Astronauts drink recycled human waste urine on the ISS
The Expedition 19 crew participates in a toast aboard the International Space Station. Credit: NASA TV Space.com

The NASA has funded researchers US$200,000 a year to analyse how to recycle human faeces into synthetic food. The project, which will be funded for up to three years, aims to help astronauts sustain food on deep space explorations or extended journey to Mars.

The researchers at Clemson University in South Carolina will receive the grant to conduct the project. Clemson was one of the eight universities in the US allocated with the grant to focus on the "innovative, early stage technologies that will address high-priority needs of America's space program," NASA said in a press release.

By providing new means to produce food through synthetic, biology-based approaches, NASA said it would bring huge impacts into space exploration at distant destinations.
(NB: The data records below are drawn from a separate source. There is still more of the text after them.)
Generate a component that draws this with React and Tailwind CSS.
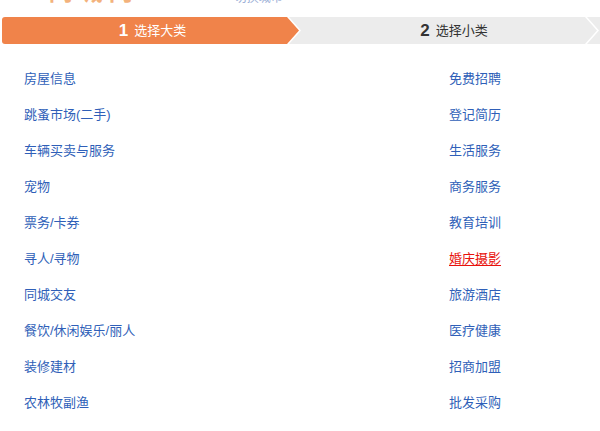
import React from 'react';

const LEFT = ['房屋信息', '跳蚤市场(二手)', '车辆买卖与服务', '宠物', '票务/卡券', '寻人/寻物', '同城交友', '餐饮/休闲娱乐/丽人', '装修建材', '农林牧副渔'];
const RIGHT = ['免费招聘', '登记简历', '生活服务', '商务服务', '教育培训', '婚庆摄影', '旅游酒店', '医疗健康', '招商加盟', '批发采购'];

const font = { fontFamily: '"Liberation Sans", "Noto Sans CJK SC", sans-serif' };

function Link({ text }){
  const hot = text === '婚庆摄影';
  return (
    <a href="#" className={hot ? 'text-[#e8120c] underline underline-offset-2' : 'text-[#2f5fb8] no-underline'}>
      {text}
    </a>
  );
}

export default function App(){
  return (
    <div className="w-[600px] h-[431px] bg-white overflow-hidden text-[13px]" style={font}>
      {/* header, scrolled off the top */}
      <div className="h-[17px]">
        <div className="h-[4px] overflow-hidden flex items-end">
          <span className="pl-[10px] text-[#f3b27c] text-[24px] font-bold leading-none tracking-[6px]">58同城网</span>
          <span className="ml-[96px] text-[#9aaed6] text-[12px] leading-none">切换城市</span>
        </div>
      </div>

      {/* steps */}
      <div className="flex h-[27px] pl-[2px] overflow-hidden">
        <div
          className="w-[297px] shrink-0 pl-[4px] bg-[#f0834a] rounded-l-[3px] flex items-center justify-center text-white"
          style={{ clipPath: 'polygon(0 0, calc(100% - 12px) 0, 100% 50%, calc(100% - 12px) 100%, 0 100%)' }}
        >
          <span className="text-[17px] font-bold mr-[6px] leading-none">1</span>
          <span className="leading-none">选择大类</span>
        </div>
        <div
          className="w-[308px] shrink-0 -ml-[10px] pl-[22px] bg-[#ececec] flex items-center justify-center text-[#333]"
          style={{ clipPath: 'polygon(0 0, calc(100% - 12px) 0, 100% 50%, calc(100% - 12px) 100%, 0 100%, 12px 50%)' }}
        >
          <span className="text-[17px] font-bold mr-[6px] leading-none">2</span>
          <span className="leading-none">选择小类</span>
        </div>
        <div
          className="w-[60px] shrink-0 -ml-[10px] bg-[#ececec]"
          style={{ clipPath: 'polygon(0 0, 100% 0, 100% 100%, 0 100%, 12px 50%)' }}
        />
      </div>

      {/* categories */}
      <div className="mt-[17px] pl-[24px] grid grid-cols-[425px_1fr]">
        {LEFT.map((l, i) => (
          <React.Fragment key={l}>
            <div className="h-[36px] flex items-center"><Link text={l} /></div>
            <div className="h-[36px] flex items-center"><Link text={RIGHT[i]} /></div>
          </React.Fragment>
        ))}
      </div>
    </div>
  );
}
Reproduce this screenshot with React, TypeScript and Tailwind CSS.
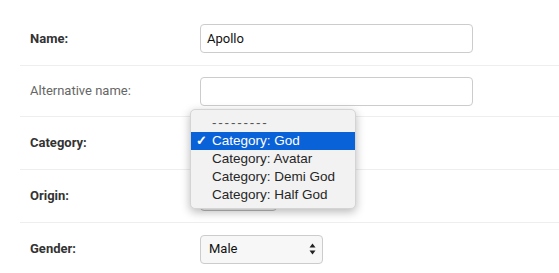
import React from "react";

const labelFont = { fontFamily: "Roboto, 'Liberation Sans', sans-serif" };
const menuFont = { fontFamily: "'Liberation Sans', Arial, sans-serif" };

function Arrows() {
  return (
    <svg width="7" height="12" viewBox="0 0 7 12" className="shrink-0">
      <path d="M3.5 0.5 L6.5 4.5 L0.5 4.5 Z" fill="#222" />
      <path d="M3.5 11.5 L6.5 7.5 L0.5 7.5 Z" fill="#222" />
    </svg>
  );
}

function Row({ label, strong = true, h, children }: { label: string; strong?: boolean; h: string; children?: React.ReactNode }) {
  return (
    <div className={`flex items-center border-b border-[#eeeeee] pl-[10px] ${h}`}>
      <div
        className={`w-[170px] shrink-0 text-[13px] ${strong ? "font-bold text-[#333333]" : "text-[#666666]"}`}
      >
        {label}
      </div>
      {children}
    </div>
  );
}

export default function App() {
  const options = ["Category: God", "Category: Avatar", "Category: Demi God", "Category: Half God"];

  return (
    <div className="relative h-[273px] w-[559px] overflow-hidden bg-white pt-[12px] pl-[20px]" style={labelFont}>
      <Row label="Name:" h="h-[54px]">
        <div className="flex h-[29px] w-[273px] items-center rounded-[4px] border border-[#cccccc] px-[6px] text-[13px] text-[#111]">
          Apollo
        </div>
      </Row>
      <Row label="Alternative name:" strong={false} h="h-[51px]">
        <div className="h-[29px] w-[273px] rounded-[4px] border border-[#cccccc]" />
      </Row>
      <Row label="Category:" h="h-[53px]">
        <div className="h-[29px] w-[110px] rounded-[4px] border border-[#cccccc] bg-[#f6f6f6]" />
      </Row>
      <Row label="Origin:" h="h-[53px]">
        <div className="h-[29px] w-[77px] rounded-[4px] border border-[#bbbbbb] bg-[#f6f6f6]" />
      </Row>
      <Row label="Gender:" h="h-[53px]">
        <div className="flex h-[29px] w-[123px] items-center justify-between rounded-[4px] border border-[#cccccc] bg-[#f7f7f7] pr-[6px] pl-[8px] text-[13px] text-[#111]">
          <span>Male</span>
          <Arrows />
        </div>
      </Row>

      {/* native select popup */}
      <div
        className="absolute left-[190px] top-[109px] w-[166px] rounded-[5px] border border-[#d4d4d4] bg-[#f2f2f2] py-[4px] text-[13.5px] text-[#262626] shadow-[0_3px_10px_rgba(0,0,0,0.28)]"
        style={menuFont}
      >
        <div className="flex h-[18px] items-center pl-[21px] tracking-[1.8px] text-[#555]">---------</div>
        {options.map((o, i) => (
          <div
            key={o}
            className={`relative flex h-[18px] items-center pl-[21px] ${i === 0 ? "bg-[#0a62d8] text-white" : ""}`}
          >
            {i === 0 && <span className="absolute left-[5px] text-[13px] font-bold">✓</span>}
            {o}
          </div>
        ))}
      </div>
    </div>
  );
}
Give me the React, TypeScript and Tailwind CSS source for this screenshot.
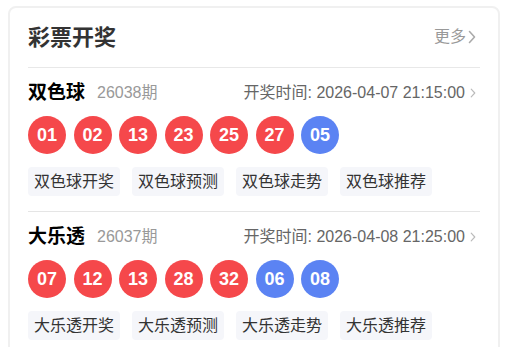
const FONT = { fontFamily: '"Liberation Sans", Arial, "Noto Sans CJK SC", sans-serif' };

type Draw = {
  name: string;
  issue: string;
  time: string;
  red: string[];
  blue: string[];
  links: string[];
};

const DRAWS: Draw[] = [
  {
    name: "双色球",
    issue: "26038期",
    time: "开奖时间: 2026-04-07 21:15:00",
    red: ["01", "02", "13", "23", "25", "27"],
    blue: ["05"],
    links: ["开奖", "预测", "走势", "推荐"],
  },
  {
    name: "大乐透",
    issue: "26037期",
    time: "开奖时间: 2026-04-08 21:25:00",
    red: ["07", "12", "13", "28", "32"],
    blue: ["06", "08"],
    links: ["开奖", "预测", "走势", "推荐"],
  },
];

function Chevron({ className }: { className?: string }) {
  return (
    <svg viewBox="0 0 8 14" className={className} fill="none" stroke="currentColor" strokeWidth="1.6" strokeLinecap="round" strokeLinejoin="round">
      <path d="M1.5 1.5 6.5 7 1.5 12.5" />
    </svg>
  );
}

function Ball({ n, blue }: { n: string; blue?: boolean }) {
  return (
    <div
      className={`flex h-[38px] w-[38px] items-center justify-center rounded-full text-[18px] font-bold text-white ${
        blue ? "bg-[#5b83f3]" : "bg-[#f5484b]"
      }`}
    >
      {n}
    </div>
  );
}

function DrawBlock({ d, last }: { d: Draw; last?: boolean }) {
  return (
    <div className={`pt-[13px] pb-[15px] ${last ? "" : "border-b border-[#e5e5e5]"}`}>
      <div className="flex h-6 items-center">
        <span className="text-[19px] font-bold text-black">{d.name}</span>
        <span className="ml-3 text-[16px] text-[#999]">{d.issue}</span>
        <span className="ml-auto text-[16px] text-[#666]">{d.time}</span>
        <Chevron className="mr-1 ml-[5px] h-[10px] w-[6px] text-[#bbb]" />
      </div>
      <div className="mt-[11px] flex gap-[7.5px]">
        {d.red.map((n, i) => (
          <Ball key={"r" + i} n={n} />
        ))}
        {d.blue.map((n, i) => (
          <Ball key={"b" + i} n={n} blue />
        ))}
      </div>
      <div className="mt-[13px] flex gap-3">
        {d.links.map((l) => (
          <span key={l} className="flex h-[29px] items-center rounded bg-[#f5f6fa] px-[6px] text-[16px] text-[#333]">
            {d.name}
            {l}
          </span>
        ))}
      </div>
    </div>
  );
}

export default function App() {
  return (
    <div className="min-h-[347px] bg-white pl-2 pt-[6px]" style={FONT}>
      <div className="w-[492px] rounded-lg border-2 border-[#f0f0f0] bg-white px-[18px]">
        <div className="flex h-[60px] items-center border-b border-[#e8e8e8] pb-[1px]">
          <h2 className="text-[22px] font-bold text-[#333]">彩票开奖</h2>
          <span className="mr-1 ml-auto flex items-center text-[16px] text-[#999]">
            更多
            <Chevron className="ml-[2px] h-[14px] w-[8px] text-[#aaa]" />
          </span>
        </div>
        {DRAWS.map((d, i) => (
          <DrawBlock key={d.name} d={d} last={i === DRAWS.length - 1} />
        ))}
      </div>
    </div>
  );
}
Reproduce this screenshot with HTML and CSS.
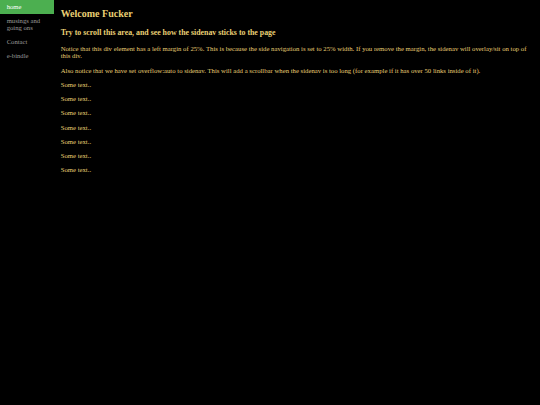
FILE: index.html
```html
<!DOCTYPE html>
<html>
<head>
<meta charset="utf-8">
<link rel="stylesheet" href="styles.css">
</head>
<body>
<div class="page">
  <ul class="sidenav">
    <li><a class="active" href="#home">home</a></li>
    <li><a href="#musings">musings and going ons</a></li>
    <li><a href="#contact">Contact</a></li>
    <li><a href="#ebindle">e-bindle</a></li>
  </ul>
  <div class="content">
    <h2>Welcome Fucker</h2>
    <h3>Try to scroll this area, and see how the sidenav sticks to the page</h3>
    <p>Notice that this div element has a left margin of 25%. This is because the side navigation is set to 25% width. If you remove the margin, the sidenav will overlay/sit on top of this div.</p>
    <p>Also notice that we have set overflow:auto to sidenav. This will add a scrollbar when the sidenav is too long (for example if it has over 50 links inside of it).</p>
    <p>Some text..</p>
    <p>Some text..</p>
    <p>Some text..</p>
    <p>Some text..</p>
    <p>Some text..</p>
    <p>Some text..</p>
    <p>Some text..</p>
  </div>
</div>
</body>
</html>
```

FILE: styles.css
```css
html, body {
  margin: 0;
  padding: 0;
  background: #000;
}
body {
  font-family: "Liberation Serif", "Times New Roman", serif;
  font-size: 6.667px;
  line-height: 7.3px;
  color: #e9cf74;
}
.page {
  display: flex;
  align-items: flex-start;
  min-height: 100vh;
}
.sidenav {
  list-style: none;
  margin: 0;
  padding: 0;
  width: 10%;
  flex: 0 0 10%;
  height: 100vh;
  background: #000;
}
.sidenav a {
  display: block;
  color: #9a9a9a;
  padding: 3.1px 6.667px 3.6px;
  text-decoration: none;
}
.sidenav a.active {
  background: #4caf50;
  color: #fff;
}
.content {
  flex: 1;
  padding: 0.4px 6.667px;
}
.content h2 {
  font-size: 10px;
  line-height: 11.5px;
  margin: 7.8px 0 8.4px;
}
.content h3 {
  font-size: 7.85px;
  line-height: 9px;
  margin: 8.4px 0 8.1px;
}
.content p {
  font-size: 6.72px;
  margin: 6.95px 0;
}
```
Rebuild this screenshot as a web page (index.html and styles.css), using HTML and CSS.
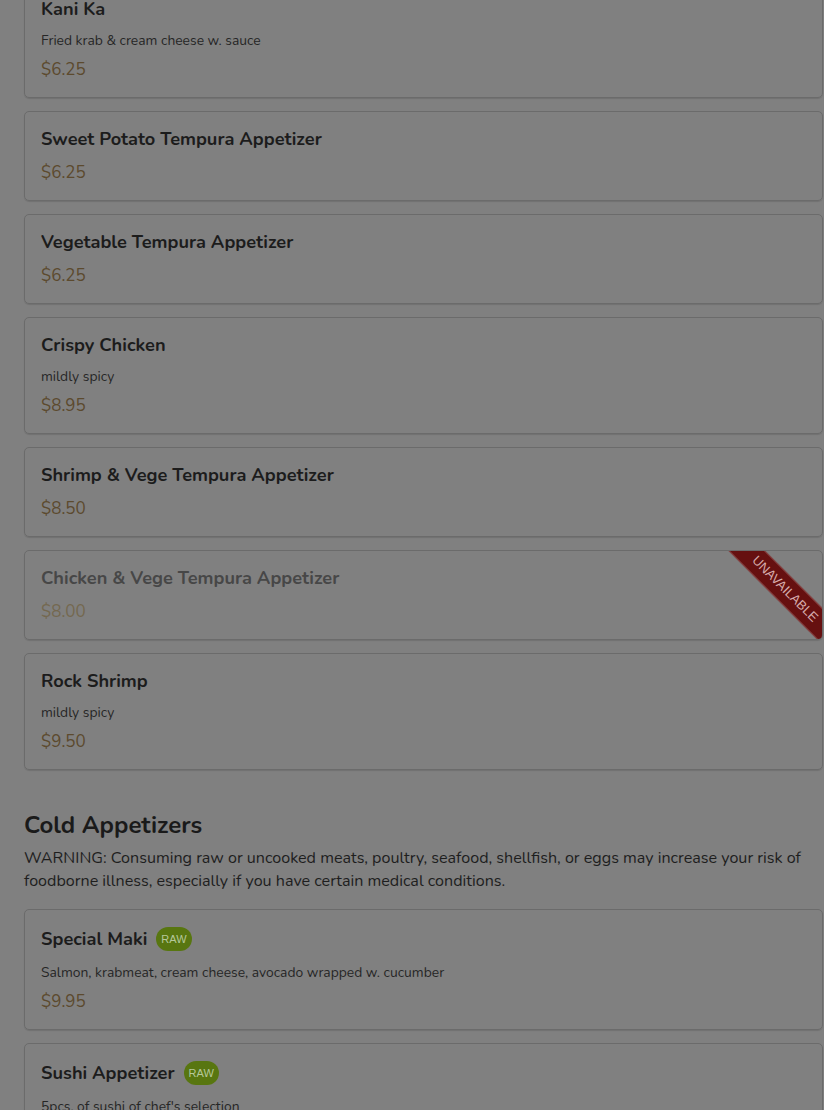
FILE: index.html
```html
<!DOCTYPE html>
<html lang="en">
<head>
<meta charset="utf-8">
<title>Menu</title>
<link rel="stylesheet" href="styles.css">
</head>
<body>
<div class="page">
  <div class="list">
    <div class="card">
      <div class="title-row"><h3 class="name">Kani Ka</h3></div>
      <p class="desc">Fried krab &amp; cream cheese w. sauce</p>
      <p class="price">$6.25</p>
    </div>
    <div class="card">
      <div class="title-row"><h3 class="name">Sweet Potato Tempura Appetizer</h3></div>
      <p class="price">$6.25</p>
    </div>
    <div class="card">
      <div class="title-row"><h3 class="name">Vegetable Tempura Appetizer</h3></div>
      <p class="price">$6.25</p>
    </div>
    <div class="card">
      <div class="title-row"><h3 class="name">Crispy Chicken</h3></div>
      <p class="desc">mildly spicy</p>
      <p class="price">$8.95</p>
    </div>
    <div class="card">
      <div class="title-row"><h3 class="name">Shrimp &amp; Vege Tempura Appetizer</h3></div>
      <p class="price">$8.50</p>
    </div>
    <div class="card card-unavailable">
      <div class="title-row"><h3 class="name">Chicken &amp; Vege Tempura Appetizer</h3></div>
      <p class="price">$8.00</p>
      <div class="ribbon">Unavailable</div>
    </div>
    <div class="card">
      <div class="title-row"><h3 class="name">Rock Shrimp</h3></div>
      <p class="desc">mildly spicy</p>
      <p class="price">$9.50</p>
    </div>
  </div>

  <section class="section">
    <h2 class="section-title">Cold Appetizers</h2>
    <p class="section-note">WARNING: Consuming raw or uncooked meats, poultry, seafood, shellfish, or eggs may increase your risk of foodborne illness, especially if you have certain medical conditions.</p>
    <div class="list">
      <div class="card">
        <div class="title-row"><h3 class="name">Special Maki</h3><span class="badge">RAW</span></div>
        <p class="desc">Salmon, krabmeat, cream cheese, avocado wrapped w. cucumber</p>
        <p class="price">$9.95</p>
      </div>
      <div class="card">
        <div class="title-row"><h3 class="name">Sushi Appetizer</h3><span class="badge">RAW</span></div>
        <p class="desc">5pcs. of sushi of chef's selection</p>
        <p class="price">$9.95</p>
      </div>
    </div>
  </section>
</div>
</body>
</html>
```

FILE: styles.css
```css
html, body {
  margin: 0;
  padding: 0;
  background: #808080;
}
body {
  font-family: "Nunito", "Open Sans", "Liberation Sans", sans-serif;
  color: #1c1c1c;
  overflow: hidden;
}
.page {
  margin-top: -19px;
  padding: 0 1px 0 24px;
}
.list {
  display: flex;
  flex-direction: column;
  gap: 13px;
}
.card {
  position: relative;
  overflow: hidden;
  border: 1px solid #6b6b6b;
  border-radius: 5px;
  padding: 17px 16px 15px 16px;
  box-shadow: 0 1px 1px rgba(0,0,0,0.12);
}
.title-row {
  display: flex;
  align-items: center;
  gap: 9px;
  min-height: 20px;
  margin-bottom: 12px;
}
.title-row + .price {
  margin-top: 2px;
}
.name {
  margin: 0;
  font-size: 18.2px;
  line-height: 20px;
  font-weight: 700;
  color: #1c1c1c;
}
.badge {
  display: inline-block;
  height: 24px;
  line-height: 24px;
  padding: 0 5px;
  border-radius: 12px;
  background: #587610;
  color: #b6c89a;
  font-family: "Liberation Sans", sans-serif;
  font-size: 11px;
}
.desc {
  margin: 0 0 7px 0;
  font-size: 13.85px;
  line-height: 20px;
  color: #262626;
}
.price {
  margin: 0;
  font-size: 17px;
  line-height: 24px;
  color: #5c4a2e;
}
.card-unavailable .name {
  color: #474747;
}
.card-unavailable .price {
  color: #74684f;
}
.ribbon {
  position: absolute;
  top: 25px;
  right: -43px;
  width: 160px;
  height: 24px;
  line-height: 24px;
  background: #661010;
  border-top: 1px solid #8a4a4a;
  border-bottom: 1px solid #8a4a4a;
  color: #d6acac;
  text-align: center;
  text-transform: uppercase;
  font-family: "Liberation Sans", sans-serif;
  font-size: 13px;
  transform: rotate(45deg);
}
.section {
  margin-top: 39px;
}
.section-title {
  margin: 0 0 6px 0;
  font-size: 24px;
  line-height: 32px;
  font-weight: 700;
  color: #1a1a1a;
}
.section-note {
  margin: 0 0 16px 0;
  font-size: 16.1px;
  line-height: 23px;
  color: #1e1e1e;
}
```
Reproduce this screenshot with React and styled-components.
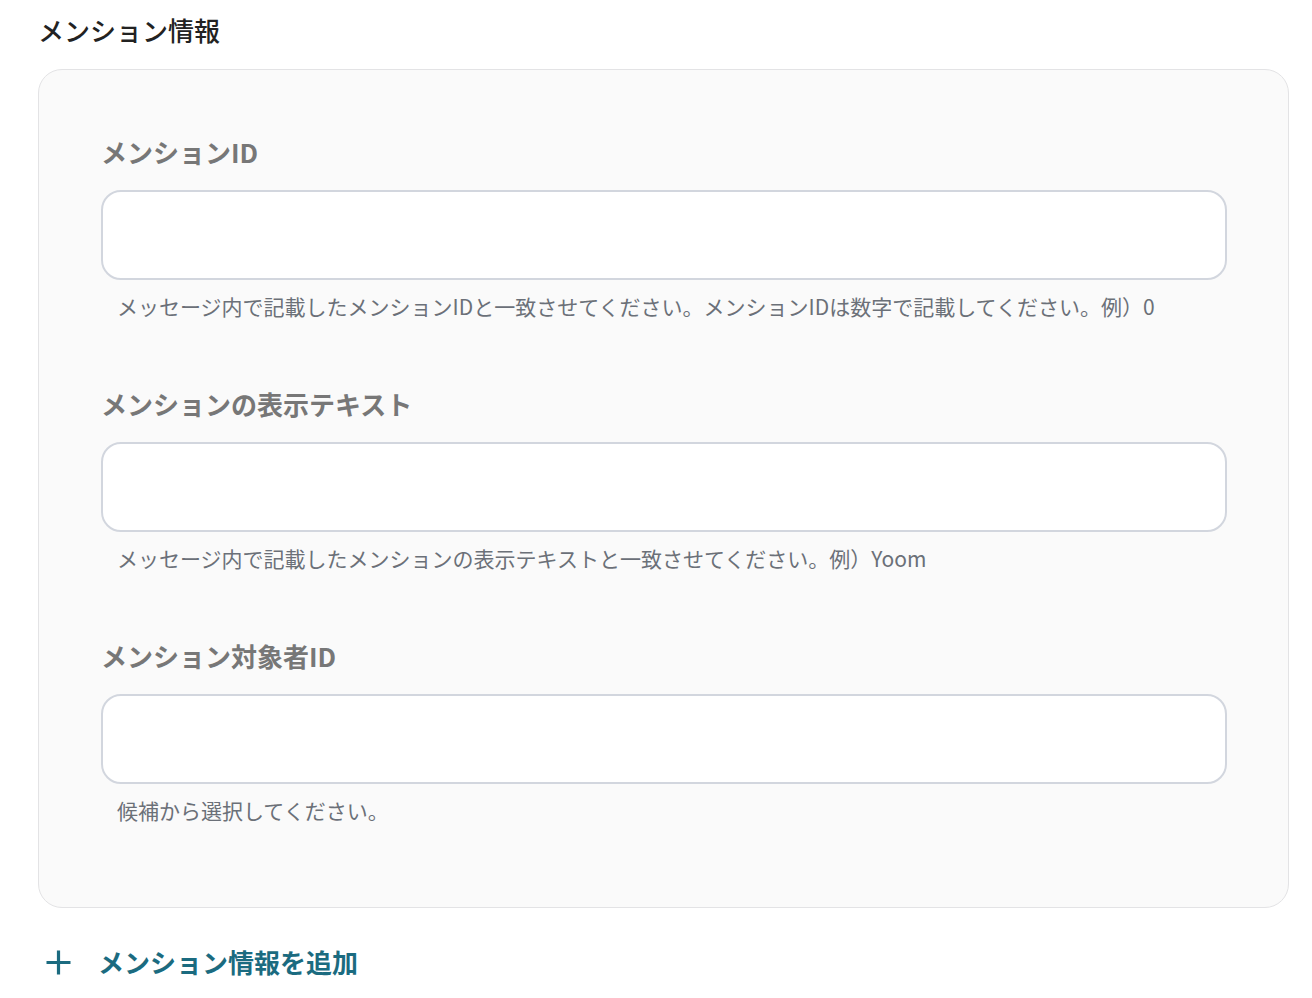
import React from "react";
import styled, { createGlobalStyle } from "styled-components";

const Global = createGlobalStyle`
  html, body { margin: 0; padding: 0; background: #ffffff; }
  body { font-family: "Noto Sans CJK JP", "Noto Sans", sans-serif; }
  * { box-sizing: border-box; }
`;

const Page = styled.div`
  padding: 12px 23px 0 38px;
`;

const Title = styled.h2`
  margin: 0;
  font-size: 26px;
  line-height: 36px;
  font-weight: 500;
  color: #222222;
`;

const Panel = styled.div`
  margin-top: 21px;
  background: #fafafa;
  border: 1.5px solid #e3e3e5;
  border-radius: 24px;
  padding: 64px 61px 83px 62px;
  display: flex;
  flex-direction: column;
  gap: 66px;
`;

const Field = styled.div`
  display: flex;
  flex-direction: column;
`;

const Label = styled.label`
  font-size: 26px;
  line-height: 36px;
  font-weight: 700;
  color: #777777;
`;

const Input = styled.input`
  margin-top: 20px;
  height: 90px;
  width: 100%;
  background: #ffffff;
  border: 2px solid #d2d6de;
  border-radius: 20px;
  padding: 0 24px;
  font-size: 22px;
  font-family: inherit;
  outline: none;
`;

const Help = styled.p`
  margin: 12px 0 0;
  padding-left: 16px;
  font-size: 21px;
  line-height: 28px;
  color: #6b7078;
`;

const AddButton = styled.button`
  margin-top: 36px;
  display: flex;
  align-items: center;
  gap: 26px;
  padding: 0 0 0 7px;
  border: none;
  background: none;
  font-family: inherit;
  font-size: 26px;
  line-height: 36px;
  font-weight: 700;
  color: #1b6b80;
  cursor: pointer;
`;

const PlusIcon = () => (
  <svg width="27" height="27" viewBox="0 0 27 27" fill="none">
    <path d="M13.5 1.5v24M1.5 13.5h24" stroke="#1b6b80" strokeWidth="3.2" strokeLinecap="butt" />
  </svg>
);

const fields = [
  {
    label: "メンションID",
    help: "メッセージ内で記載したメンションIDと一致させてください。メンションIDは数字で記載してください。例）0",
  },
  {
    label: "メンションの表示テキスト",
    help: "メッセージ内で記載したメンションの表示テキストと一致させてください。例）Yoom",
  },
  {
    label: "メンション対象者ID",
    help: "候補から選択してください。",
  },
];

export default function App() {
  return (
    <>
      <Global />
      <Page>
        <Title>メンション情報</Title>
        <Panel>
          {fields.map((f) => (
            <Field key={f.label}>
              <Label>{f.label}</Label>
              <Input type="text" />
              <Help>{f.help}</Help>
            </Field>
          ))}
        </Panel>
        <AddButton type="button">
          <PlusIcon />
          メンション情報を追加
        </AddButton>
      </Page>
    </>
  );
}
The project, titled "Synthetic Biology for Recycling Human Waste into Food, Nutraceuticals, and Materials: Closing the Loop for Long-Term Space Travel," is being led by synthetic biologist Mark Blenner at Clemson University.

"Technology drives exploration… these early career researchers will provide fuel for NASA's innovation engine,” said Steve Jurczyk, associate administrator for NASA's Space Technology Mission Directorate. The investments in the technologies and the technologists for the projects are essential to ensure the capabilities of the agency and the nation “to meet the challenges” along the journey to Mars, he added.

To date, NASA has been paying commercial carriers, such as SpaceX, to carry supplies of food to and from the International Space Station, or ISS, since the Space Shuttle programme ended in 2011. The agency is also conducting research projects to provide new ways for astronauts to grow their own food in orbit.

In May, astronauts started growing red romaine lettuce on the ISS, and on Aug 10, they had the first successful taste test of the produce. The astronauts were the first people to eat food grown at the Veggie plant growth system aboard the space laboratory.

Also, astronauts already drink their own recycled urine water after the successful testing of the wastewater recycling system on the ISS in 2009. To date, there is still no further information available about the “poop recycling” project for deep space exploration, but NASA aims to land the first manned mission on Mars by 2030.